Dona Cesarina, who usually does not like to hear out her interlocutors, usually presents herself as a practical person, impermeable to sentiment. However, this time she listened to me attentively. I had evidently struck a sensible ‘chord.’ On her countenance, suddenly more tranquil, one could see some surprise: Her look appeared to say “How can this inveterate feisty TFP polemicist think and say such nice things?”
I continued, “Imagine, Dona Cesarina, a city, a country in which all families were like that. Wouldn’t that place be inviting and life enchanting?

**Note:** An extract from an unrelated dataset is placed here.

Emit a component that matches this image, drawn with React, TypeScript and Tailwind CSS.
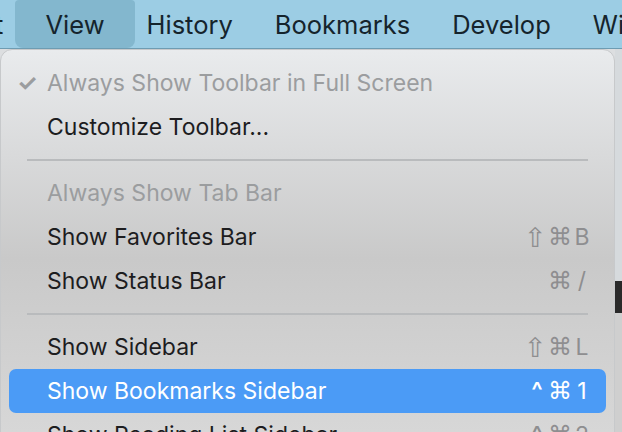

Wouldn’t it have a certain logic, stability and security very different from the absurdities and surprises that assault us daily without rhyme or reason?”
As I spoke, a young lady approached Dona Cesarina. She was a carbon-copy of her and held a good-sized package in her hand. The young lady hurriedly greeted me. Obviously, my interlocutor had been there waiting for her granddaughter. I took a few steps back, though ready to continue the conversation if Dona Cesarina so wished. From a distance, I saw they were not dealing with an easy subject. At first their faces expressed a lively clash but soon enough, Dona Cesarina caved in… then the girl left quickly and triumphantly and Dona Cesarina walked toward me with the heavy package in hand.
In the guise of an explanation, all she said was, “These young girls… it’s a disgrace, we no longer understand one another.”
She clearly did not want to make any comments on her outburst. I pretended I did not hear and continued, “No doubt, ma’am, wouldn’t it be good if things were like I said?”
In Dona Cesarina’s mind, the episode with her recalcitrant granddaughter was replaced with the picture I had just drawn. She smiled, and almost forgetting her bias against the TFP, agreed.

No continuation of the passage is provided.